Cast your mind back to the ‘90s and try to remember something known as Rush Hour. No, not the hit film starring Jackie Chan and Chris Tucker, I’m on about the sliding block style puzzle that involved manoeuvring cars within a grid. Well, the developers over at Dillyframe Games have decided to make a game centred on this puzzle type, titled Bunny Parking, and now it’s arrived on Xbox One. Has Bunny Parking managed to rejuvenate a long-forgotten gem of an idea, or would getting stuck in a traffic jam actually be more fun?
Let’s first understand the concept of Bunny Parking, which, to anyone unfamiliar with the game, will be the initial task. It just throws you into an area and expects you to know what’s going on. The idea is to take control of a goofy looking bunny in order to direct a car from the entrance of a car park to the exit. It turns out that a kick to the rear end or front portion of a vehicle will move it forwards and backwards, respectively. Other cars will be situated along your route and so you’ll have to give these a good kicking too if you’re to achieve the ultimate goal. Assuming you’ve worked out that to instigate the start of the puzzle, you need to first whack the car park barrier.
That’s essentially the blueprint for every puzzle, of which there are over 300 split across Easy, Normal and Hard difficulty levels. Depending how quickly you solve a problem, it’ll award up to three stars upon completion. For the Easy ones, there may just be a handful of cars needing to be shoved out of the way, whilst Hard puzzles have a jam packed car park with people having dumped their vehicles bumper to bumper and even sideways – it’s like when there’s a massive sale on at a NEXT store.
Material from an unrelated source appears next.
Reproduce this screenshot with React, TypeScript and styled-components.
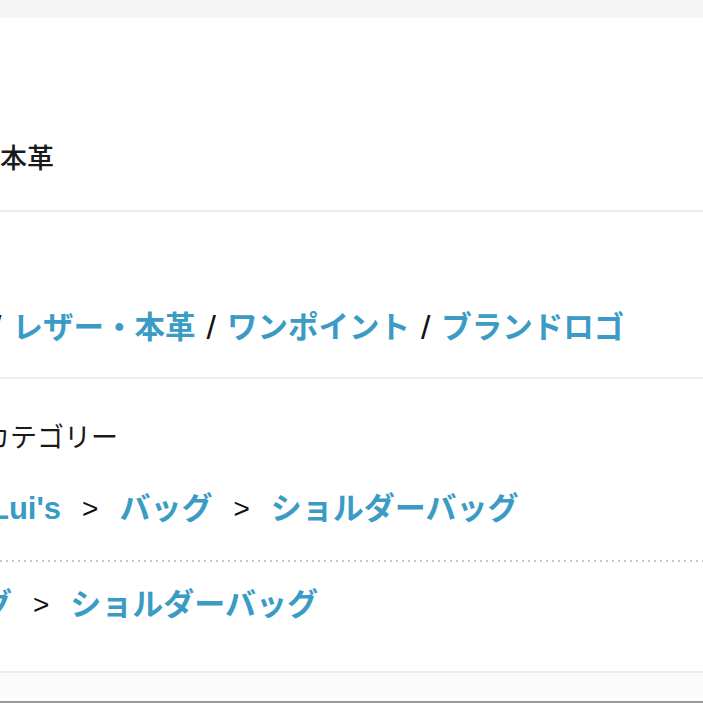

To make things even trickier, there are vehicles with no tires that cannot be moved at all.
Granted, the core puzzling is a real brainteaser as you’re shifting cars in multiple directions to create a straight path to victory. What makes it tougher is that the predicament often appears to be far more overwhelming than it actually is. With cars being nose to nose, you ponder how on earth you’re going to give it a kick… before realising it’s possible to jump on the car boot or bonnet and swing at its windows instead. It would’ve been good to have this explained somehow. Nevertheless, all fears soon fade and solutions are straightforward for the most part, which is one of the reasons why Bunny Parking becomes a bit too repetitive. Another reason is every layout is rather similar in truth; there’s only so much mileage to be had in this kind of puzzle.
Now unfortunately, a bout of monotony is not the worst of it. The mechanics in Bunny Parking are hit and miss, with kicks often failing to register and even when they do, the accuracy comes into question. In tight spaces, you could end up kicking any of the surrounding cars and that’s where most of the frustration arises. The most important tool in your arsenal is to kick, so when that’s not up to scratch, there’s a real problem.
But wait, because there’s something else that needs to be discussed and it involves bunny cults, chickens and angry gardeners. Confused? Yes, me too. In a bizarre twist, this car park is inside a 3D city that can be traversed whenever you see fit to do so. You can mess up a carrot garden, make offerings to members of what appears to be a bunny cult, kick roaming chickens and even bounce on trampolines. At best, you’ll think it’s quirky and weird; at worst, it’s utterly pointless and, personally, I wish the developers had spent more time on the main puzzling element instead. It’s also sad to see cars driving around this little city, randomly glitching all over the place for no apparent reason.
For those hoping to share this odd experience with their friends, the puzzles can be solved via online co-op. And whilst there’s nothing wrong with the process of connecting to your buddies, I can’t fathom why you’d want to burden anyone else with playing it. But hey, that’s your decision to make and that’s on your conscience.
One aspect that can be praised for sure is the vibrant nature of the world, with vehicles not only painted in various colours but coming in a few different shapes too – limos, trucks and more are all present. Kids will love the colourful presentation and it certainly helps to bring the place to life. As for the audio, it’s probably best you turn off the sound at the soonest opportunity as it will irritate the heck out of you in no time thanks to the car horns and the background music.
Bunny Parking takes a classic puzzle from yesteryear and tries to make what is essentially a one-trick pony enjoyable across a whopping amount of levels. Sadly it fails due to a combination of a lack of guidance, repetition, annoying sounds and a real absence of quality in terms of game mechanics. Sure, the actual puzzles are fine in the sense that they will test your problem solving skills and there are some easy achievements to unlock, but everything else surrounding it is a letdown.
On the whole, not even the low price of £4.99 can make Bunny Parking on Xbox One appeal to anyone other than GamerScore addicts. Just give it a miss.